Belki de bayram tatillerini uzatmamak daha hayırlı. Zira “resmî tatil” boyunca trafik kazalarındaki ölümler, “millî yas” ilan ettirecek boyuta ulaştı.
★
Kurbanı, yetkililerin izin verdiği alanların dışında kesme alışkanlığımız bu yıl da devam etti. Ne yazık ki kurban keserken “doğayı kurban etme” huyumuzdan bir türlü kurtulamıyoruz!
★
Ne doların ne de doğanın yeşili, bana en çok huzur vereni; bayram tatilinde İstanbul’un bomboş yollarını gösteren trafik haritasınınki…
★
Geçtiğimiz birkaç gün en çok, “Nerede o eski bayramlar!” lafını duydum.
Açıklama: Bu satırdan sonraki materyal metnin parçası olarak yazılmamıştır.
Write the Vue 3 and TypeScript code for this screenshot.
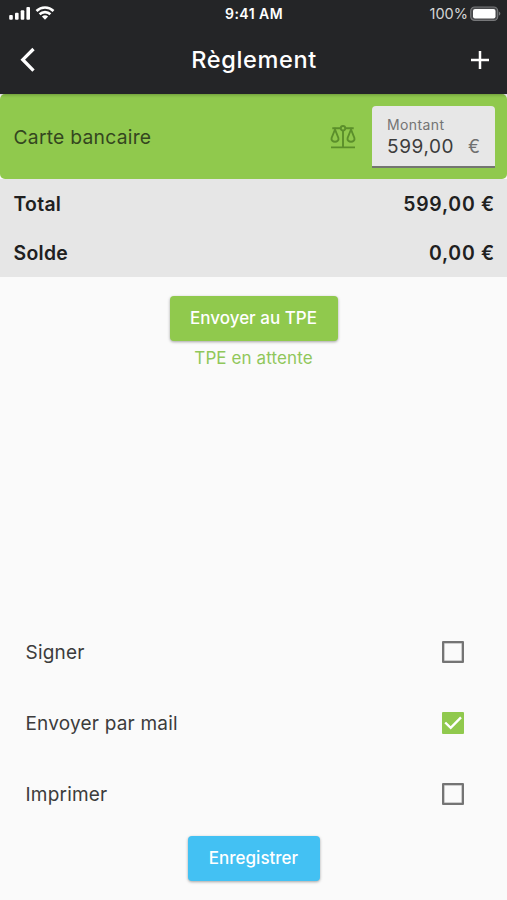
<script setup lang="ts">
import { computed, ref } from 'vue'

interface Option {
  label: string
  checked: boolean
}

const amount = ref(599)
const paid = ref(599)
const options = ref<Option[]>([
  { label: 'Signer', checked: false },
  { label: 'Envoyer par mail', checked: true },
  { label: 'Imprimer', checked: false },
])

const format = (value: number): string => value.toFixed(2).replace('.', ',')
const totals = computed(() => [
  { label: 'Total', value: amount.value },
  { label: 'Solde', value: amount.value - paid.value },
])
</script>

<template>
  <main class="screen">
    <header class="header">
      <div class="status">
        <div class="signals">
          <svg width="22" height="16" viewBox="0 0 22 16" fill="#fff">
            <rect x="0.2" y="10" width="3.6" height="4.8" rx="1" />
            <rect x="6" y="7.8" width="3.6" height="7" rx="1" />
            <rect x="11.7" y="5.2" width="3.6" height="9.6" rx="1" />
            <rect x="17.4" y="2" width="3.6" height="12.8" rx="1" />
          </svg>
          <svg width="20" height="16" viewBox="0 0 20 16" fill="none" stroke="#fff" stroke-width="2.6">
            <path d="M1.5 6a12.2 12.2 0 0 1 17 0" />
            <path d="M4.6 9.3a7.8 7.8 0 0 1 10.8 0" />
            <path d="M10 14.7l-3.1-3.1a4.5 4.5 0 0 1 6.2 0z" fill="#fff" stroke="none" />
          </svg>
        </div>
        <span class="time">9:41 AM</span>
        <div class="power">
          <span class="percent">100%</span>
          <svg width="31" height="16" viewBox="0 0 31 16">
            <rect x="0.7" y="1" width="27" height="13.4" rx="4" fill="#48494b" stroke="#77787a" stroke-width="1.2" />
            <rect x="3" y="3" width="22.5" height="9.4" rx="2" fill="#fff" />
            <path d="M28.9 5.6c2 .8 2 3.4 0 4.2z" fill="#77787a" />
          </svg>
        </div>
      </div>
      <div class="navbar">
        <button class="icon-button" aria-label="Retour">
          <svg width="16" height="26" viewBox="0 0 16 26" fill="none" stroke="#fff" stroke-width="3.3">
            <path d="M13.5 2 2.8 12.7l10.7 10.9" />
          </svg>
        </button>
        <h1 class="title">Règlement</h1>
        <button class="icon-button" aria-label="Ajouter">
          <svg width="18" height="18" viewBox="0 0 18 18" fill="none" stroke="#fff" stroke-width="2.5">
            <path d="M9 0v18M0 9h18" />
          </svg>
        </button>
      </div>
    </header>

    <section class="summary">
      <div class="payment">
        <span class="method">Carte bancaire</span>
        <svg class="scales" width="26" height="26" viewBox="0 0 26 26" fill="none" stroke="#5b8f2b" stroke-width="1.9">
          <path d="M1 23.4h24M13 6.500v17M2.300 4.200h8.200M15.500 4.200h8.200" />
          <circle cx="13" cy="4.200" r="2.200" />
          <path d="M5 5.500 1.600 14c-1.300 5 8.100 5 6.800 0zM21 5.500 17.600 14c-1.300 5 8.100 5 6.800 0z" stroke-width="1.900" />
        </svg>
        <div class="field">
          <span class="field-label">Montant</span>
          <div class="field-line">
            <span class="field-value">{{ format(amount) }}</span>
            <span class="field-unit">€</span>
          </div>
        </div>
      </div>
      <div v-for="total in totals" :key="total.label" class="total">
        <span class="total-label">{{ total.label }}</span>
        <span class="total-value">{{ format(total.value) }} €</span>
      </div>
    </section>

    <section class="terminal">
      <button class="button send">Envoyer au TPE</button>
      <span class="state">TPE en attente</span>
    </section>

    <section class="options">
      <div v-for="option in options" :key="option.label" class="option" @click="option.checked = !option.checked">
        <span>{{ option.label }}</span>
        <span class="box" :class="{ checked: option.checked }">
          <svg v-if="option.checked" width="22" height="22" viewBox="0 0 22 22" fill="none" stroke="#fff" stroke-width="2.4">
            <path d="M3.2 10.500l5.500 5.300L19 5.400" />
          </svg>
        </span>
      </div>
    </section>

    <footer class="footer">
      <button class="button save">Enregistrer</button>
    </footer>
  </main>
</template>

<style>
body {
  margin: 0;
  background: #fafafa;
}
</style>

<style scoped>
.screen {
  box-sizing: border-box;
  width: 100%;
  height: 900px;
  display: flex;
  flex-direction: column;
  overflow: hidden;
  background: #fafafa;
  color: #3c3c3c;
  font-family: Inter, 'Liberation Sans', sans-serif;
  font-size: 19px;
}

button {
  border: 0;
  padding: 0;
  background: none;
  color: inherit;
  font-family: inherit;
}

svg {
  display: block;
}

.header {
  height: 94px;
  flex: none;
  background: #242527;
  color: #fff;
  box-shadow: 0 1px 3px rgba(0, 0, 0, 0.25);
  z-index: 1;
}

.status {
  height: 27px;
  padding: 0 6px 0 9px;
  display: grid;
  grid-template-columns: 1fr auto 1fr;
  align-items: center;
}

.signals {
  display: flex;
  gap: 4px;
  padding-bottom: 1px;
}

.time {
  margin-right: 2px;
  font-size: 14px;
  font-weight: 600;
  letter-spacing: 0.45px;
}

.power {
  display: flex;
  align-items: center;
  justify-content: flex-end;
  gap: 2px;
}

.percent {
  font-size: 14.5px;
  color: #d5d5d6;
}

.navbar {
  height: 66px;
  padding: 0 18px 0 20px;
  display: grid;
  grid-template-columns: 18px 1fr 18px;
  align-items: center;
}

.icon-button {
  display: flex;
}

.title {
  margin: 0 1px 0 0;
  text-align: center;
  font-size: 23.5px;
  font-weight: 500;
  line-height: 30px;
  letter-spacing: 0.65px;
}

.summary {
  flex: none;
  background: #fafafa;
}

.payment {
  height: 85px;
  box-sizing: border-box;
  padding: 0 12px 0 13.5px;
  display: flex;
  align-items: center;
  border-radius: 5px;
  background: #90c94d;
}

.method {
  flex: 1;
  padding-top: 1px;
  color: #34461f;
  font-size: 19.3px;
  letter-spacing: 0.25px;
}

.scales {
  margin-right: 16px;
}

.field {
  box-sizing: border-box;
  width: 123px;
  height: 62px;
  padding: 11px 15px 0;
  border-radius: 4px 4px 0 0;
  border-bottom: 2px solid #737571;
  background: #e7e7e7;
}

.field-label {
  display: block;
  color: #747474;
  font-size: 14px;
  line-height: 16px;
  letter-spacing: 0.4px;
}

.field-line {
  display: flex;
  justify-content: space-between;
  line-height: 27px;
}

.field-value {
  letter-spacing: 0.6px;
}

.field-unit {
  color: #707070;
  font-size: 18px;
}

.total {
  height: 49px;
  box-sizing: border-box;
  padding: 0 12px 0 13.5px;
  display: flex;
  align-items: center;
  justify-content: space-between;
  background: #e6e6e6;
  color: #202020;
  font-size: 19.4px;
  font-weight: 600;
}

.total-label {
  letter-spacing: 0.3px;
}

.total-value {
  letter-spacing: 0.75px;
}

.terminal {
  padding-top: 19px;
  display: flex;
  flex-direction: column;
  align-items: center;
}

.button {
  height: 45px;
  padding-bottom: 1px;
  border-radius: 4px;
  color: #fff;
  font-size: 17px;
  font-weight: 500;
  box-shadow: 0 1px 3px rgba(0, 0, 0, 0.35);
}

.send {
  width: 168px;
  background: #90c94d;
}

.state {
  margin-top: 6px;
  color: #90c75a;
  font-size: 17px;
  line-height: 22px;
  letter-spacing: 0.1px;
}

.options {
  margin-top: auto;
}

.option {
  height: 71px;
  padding: 0 43px 0 25.5px;
  display: flex;
  align-items: center;
  justify-content: space-between;
  letter-spacing: 0.2px;
}

.box {
  box-sizing: border-box;
  width: 22px;
  height: 22px;
  margin-bottom: 2px;
  border: 2px solid #747474;
  border-radius: 1px;
  box-shadow: inset 0 0 0 0.5px #a0a0a0;
}

.box.checked {
  border: 0;
  background: #90c94d;
  box-shadow: none;
}

.footer {
  box-sizing: border-box;
  height: 70px;
  padding-top: 6px;
  flex: none;
  display: flex;
  justify-content: center;
}

.save {
  width: 132px;
  background: #43c1f3;
}
</style>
Devamı da şöyleydi: “Eskiden ne güzeldi, bayram kredisini düşük faizle alırdık!”
★
Açık ofis çalışanı daha az stresliymiş. Size en streslisini söyleyeyim; bir sabah kapısına geldiğinde “kapalı ofis” ile karşılaşan!
★
Döviz öylesine hareketli ki, dede-torun arasındaki 60 yıllık “kuşak farkı”, 2 ay içinde şahit olduğumuz “kur farkı”nın yanında çerez kalır.
★
Komedi ustamız Kemal Sunal’ın, “Arpanın ölümü attan olsun!” lafının, en az Franz Kafka’nın, “Kafesin biri, bir kuş aramaya çıktı.” sözü kadar önemli olduğu düşüncesindeyim…
★
Işığa göre renk değiştiren cep telefonu üretilmiş. Güzel, faturaya göre renk değiştiren sahibiyle uyumlu bir ikili olurlar artık!
★
“Dövizde mi kalmalı yoksa borsada mı kalmalı?” benzeri sorulara iyi kafa yormalı. Zira sonunda sınıfta, hatta sokakta kalmak var!
★
Hava kirliliği zekâyı azaltıyormuş. Bir de üstüne “bilgi kirliliği” gelince azalmış olan zekâ hiçbir işe yaramıyor!